Is it safe to vape around children?
Khoury: “Exposing children to substances meant for adults above the age of 21 years old is simply not wise. We all have the responsibility to be considerate of others and our surroundings when consuming cannabis. Tobacco cigarette smoke isn’t the only second-hand smoke that people may be sensitive to or bothered by.
That being said, there is insufficient data to make any claim regarding the safety and health effects of vaping cannabis oil around children.”
Do the health benefits of cannabis outweigh the concerns when it comes to vaping?
Khoury: “Unfortunately, there is simply a lack of extensive research and thorough peer review regarding vaping cannabis oil. At this point, there is no way to discern what is a ‘good’ or ‘safe’ amount of consumption with vaping. The onus of responsibility is on each of us. Educate yourself. Ask questions. Do your research. Reach out to qualified medical practitioners. Gain an understanding of the health risks and benefits that may arise from vaping cannabis oil.

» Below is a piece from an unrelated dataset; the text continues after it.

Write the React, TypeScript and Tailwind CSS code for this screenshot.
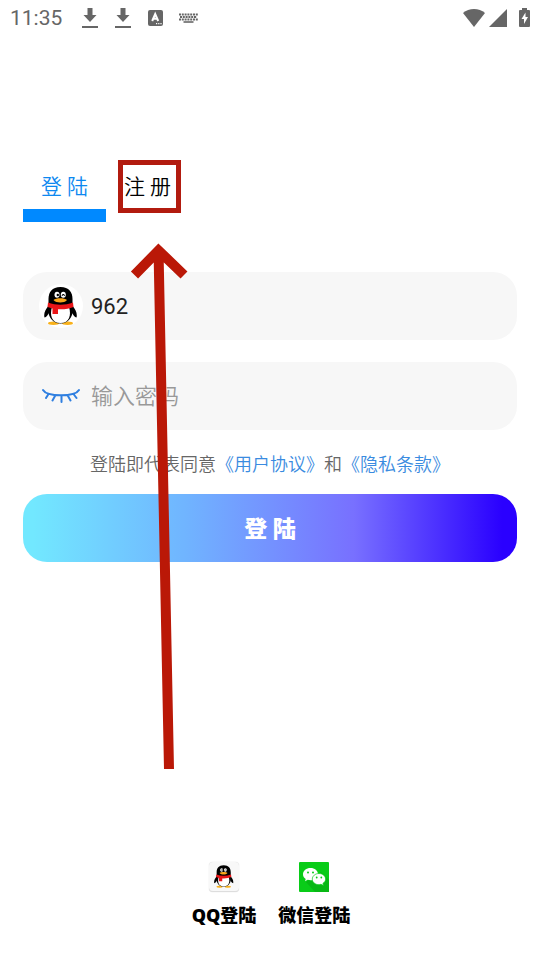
import React, { useState } from 'react'

const FONT = "font-['Roboto','Noto_Sans_CJK_SC',sans-serif]"

function DownloadIcon() {
  return (
    <svg className="h-5 w-4" viewBox="0 0 16 20" fill="#666" aria-hidden="true">
      <path d="M5.500 0h5v7h4L8 14 1.500 7h4z" />
      <path d="M0 18h16v2H0z" />
    </svg>
  )
}

function StatusBar() {
  return (
    <header className="flex h-9 items-center px-[10px] text-[#666]">
      <span className="w-[72px] font-['Roboto',sans-serif] text-[21px] leading-9">11:35</span>
      <DownloadIcon />
      <span className="w-[17px]" />
      <DownloadIcon />
      <svg className="ml-[17px] h-4 w-[15px]" viewBox="0 0 15 16" aria-hidden="true">
        <rect width="15" height="16" rx="2" fill="#666" />
        <path d="M4.200 11 7.200 4l3 7M5 8.800h4.500" fill="none" stroke="#fff" strokeWidth="2" />
        <path d="M8 13h1.200v1.200H8zM10.200 13h1.200v1.200h-1.200zM12.400 13h1.200v1.200h-1.200z" fill="#fff" />
      </svg>
      <svg className="ml-4 h-3 w-[19px]" viewBox="0 0 19 12" fill="none" stroke="#666" aria-hidden="true">
        <path d="M0 2.500h19M1 5h17M0 7.500h19" strokeWidth="1.800" strokeDasharray="2 .8" />
        <path d="M4.500 10h10" strokeWidth="1.600" />
      </svg>
      <svg className="ml-auto h-[19px] w-[22px]" viewBox="0 0 22 19" fill="#666" aria-hidden="true">
        <path d="M0 4C6-1.200 16-1.200 22 4L11 18z" />
      </svg>
      <svg className="ml-1 h-[19px] w-[18px]" viewBox="0 0 18 19" fill="#666" aria-hidden="true">
        <path d="M18 0v18H0z" />
      </svg>
      <svg className="ml-3 h-5 w-[11px]" viewBox="0 0 11 20" aria-hidden="true">
        <path d="M3 0h5v2h2q1 0 1 1v15q0 1-1 1H1q-1 0-1-1V3q0-1 1-1h2z" fill="#666" />
        <path d="M6.500 4.500 2.500 11H5v5l4-7H6.500z" fill="#fff" />
      </svg>
    </header>
  )
}

function Penguin({ className }: { className: string }) {
  return (
    <svg className={className} viewBox="0 0 34 38" aria-hidden="true">
      <ellipse cx="9.500" cy="36.300" rx="5.500" ry="1.700" fill="#f9b11a" />
      <ellipse cx="23.500" cy="36.300" rx="5.500" ry="1.700" fill="#f9b11a" />
      <path d="M5.500 18C1 22-.5 27 .5 30.500 2.500 30.500 4 27.500 5 26M27.500 18c4.500 4 6 9 5 12.500-2 0-3.500-3-4.500-4.500" fill="#000" />
      <path d="M16.500 0C8 0 4.500 5 4.500 12v8c-1.500 8 3 16.500 12 16.500S30 28 28.500 20v-8C28.500 5 25 0 16.500 0z" fill="#000" />
      <path d="M8 20h17c2.500 8 .5 16-8.500 16S5.500 28 8 20z" fill="#fff" />
      <ellipse cx="13" cy="7.800" rx="2.500" ry="3" fill="#fff" />
      <ellipse cx="19.300" cy="7.800" rx="2.500" ry="3" fill="#fff" />
      <circle cx="13.800" cy="8" r="1.200" fill="#000" />
      <path d="M18 8.800q1.300-2.600 2.600 0" fill="none" stroke="#000" strokeWidth="1.100" />
      <path d="M9.500 13c2.500-2.300 11-2.300 13.500 0-1.500 1.800-4 2.500-6.700 2.500S11 14.800 9.500 13z" fill="#f9a51a" />
      <path d="M4 15.500c8 3 17 3 25 0l.5 4.500c-4.500 2-10 2.500-15.500 2.200V27H8.500v-5.500L3.500 20z" fill="#ea1518" />
    </svg>
  )
}

function ClosedEye() {
  return (
    <svg className="h-4 w-[38px]" viewBox="0 0 38 16" fill="none" stroke="#2f7fe0" strokeWidth="2" strokeLinecap="round" aria-hidden="true">
      <path d="M1 2c4 7 32 7 36 0M6.500 6 4 10M13 8l-2.500 4.500M19.500 8.500V14M26 8l2.500 4.500M31.500 6l3 4" />
    </svg>
  )
}

function QQTile() {
  return (
    <span className="flex h-[30px] w-[30px] items-center justify-center rounded-sm border-b border-[#ddd] bg-[#f8f8f8] shadow-[0_0_1px_#ccc]">
      <Penguin className="h-[23px] w-5" />
    </span>
  )
}

function WeChatTile() {
  return (
    <svg className="h-[30px] w-[30px]" viewBox="0 0 30 30" aria-hidden="true">
      <rect width="30" height="30" rx="1" fill="#09cc18" />
      <path d="m22 10 8 8v12H16l-9-10z" fill="#08b815" />
      <path d="M11.500 6C7.300 6 4 8.700 4 12.200c0 2 1 3.600 2.700 4.700L6 19.200l2.700-1.400c4.500 1.500 10.300-.7 10.300-5.600C19 8.700 15.700 6 11.500 6z" fill="#fff" />
      <path d="M20 11.500c-3.800 0-6.700 2.500-6.700 5.600 0 3.900 4.300 6.500 8.700 5.200l2.500 1.300-.6-2.200c1.600-1 2.700-2.500 2.700-4.300 0-3.100-2.800-5.600-6.600-5.600z" fill="#fff" stroke="#09cc18" strokeWidth=".7" />
      <g fill="#09cc18">
        <circle cx="9" cy="10.500" r="1" />
        <circle cx="14" cy="10.500" r="1" />
        <circle cx="17.700" cy="15.500" r=".9" />
        <circle cx="22.300" cy="15.500" r=".9" />
      </g>
    </svg>
  )
}

type TabProps = {
  label: string
  active: boolean
  marked?: boolean
  onClick: () => void
}

function Tab({ label, active, marked, onClick }: TabProps) {
  return (
    <button
      type="button"
      role="tab"
      aria-selected={active}
      onClick={onClick}
      className={`relative w-[83px] border-b-[13px] text-[21px] leading-[44px] font-[350] ${active ? 'border-[#0089ff] text-[#0c88f0]' : 'border-transparent text-black'}`}
    >
      {label}
      {marked && <span className="pointer-events-none absolute -top-[5px] left-3 h-[53px] w-[63px] border-5 border-[#b21b0f]" />}
    </button>
  )
}

function GuideArrow() {
  return (
    <svg
      className="pointer-events-none absolute left-[130px] top-[242px] h-[528px] w-[60px]"
      viewBox="0 0 60 528"
      fill="none"
      stroke="#ba1807"
      strokeWidth="10"
      aria-hidden="true"
    >
      <path d="M28.500 8 39 527M4.500 33 28.500 8.500 54 33" />
    </svg>
  )
}

export default function App() {
  const [tab, setTab] = useState<'login' | 'register'>('login')

  return (
    <div lang="zh-CN" className={`relative flex min-h-screen flex-col bg-white ${FONT}`}>
      <StatusBar />

      <main className="px-[23px] pt-[129px]">
        <div role="tablist" className="flex">
          <Tab label="登 陆" active={tab === 'login'} onClick={() => setTab('login')} />
          <Tab label="注 册" active={tab === 'register'} marked onClick={() => setTab('register')} />
        </div>

        <form className="mt-[50px]" onSubmit={(event) => event.preventDefault()}>
          <label className="flex h-[68px] items-center rounded-3xl bg-[#f7f7f7] pl-4">
            <span className="flex h-11 w-11 items-center justify-center rounded-full bg-white">
              <Penguin className="h-[38px] w-[34px]" />
            </span>
            <input
              type="text"
              aria-label="账号"
              defaultValue="962"
              className="ml-2 min-w-0 flex-1 bg-transparent text-[22px] text-[#222] outline-none"
            />
          </label>

          <label className="mt-[22px] flex h-[68px] items-center rounded-3xl bg-[#f7f7f7] pl-4">
            <span className="flex h-11 w-11 items-center justify-center">
              <ClosedEye />
            </span>
            <input
              type="password"
              aria-label="密码"
              placeholder="输入密码"
              className="ml-2 min-w-0 flex-1 bg-transparent text-[22px] font-[350] outline-none placeholder:text-[#999]"
            />
          </label>

          <p className="mt-[23px] mb-[17px] text-center text-lg leading-6 font-[350] text-[#666]">
            登陆即代表同意
            <a href="#terms" className="text-[#3a8be0]">《用户协议》</a>
            和
            <a href="#privacy" className="text-[#3a8be0]">《隐私条款》</a>
          </p>

          <button
            type="submit"
            className="h-[68px] w-full rounded-3xl bg-[linear-gradient(90deg,#72e8ff_2%,#70b4ff_33%,#7870ff_67%,#2a00ff_97%)] pt-1 text-[23px] font-black text-white"
          >
            登 陆
          </button>
        </form>
      </main>

      <footer className="mt-auto flex justify-center gap-[22px] pb-[33px] pl-[2px] font-['Noto_Sans','Noto_Sans_CJK_SC',sans-serif]">
        <button type="button" className="flex flex-col items-center gap-[11px] text-lg leading-6 font-black text-black">
          <QQTile />
          QQ登陆
        </button>
        <button type="button" className="flex flex-col items-center gap-[11px] text-lg leading-6 font-black text-black">
          <WeChatTile />
          微信登陆
        </button>
      </footer>

      <GuideArrow />
    </div>
  )
}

Luckily, international research groups from legalized countries are on it. They have made great progress in examining the potential therapeutic value in cannabis and its constituents. So, more information is becoming available by the day.”
Is there any cause for concern for those who vape regularly?
Khoury: “Due to prohibitive federal policies, the lack of available data simply doesn’t support health claims when it comes to vaping cannabis oil. The jury is still out when it comes to whether vaping is safe or harmful to any degree.
Over the last several years, multiple U.S. states have created legal pathways for innovative cannabis product development. That’s great. The industry is making steady progress. However, growth and product development have outpaced research. Medical and toxicological science will catch up. It’s just a matter of time.”
“Hang in there!” Khoury added. “The legal cannabis industry, as a whole, is still in its early stages. Many things have yet to be determined. Again, do your research. Don’t be afraid to ask questions. It’s your health and your body. As research progresses, so will your access to the information you need to make informed decisions about what’s best for you.”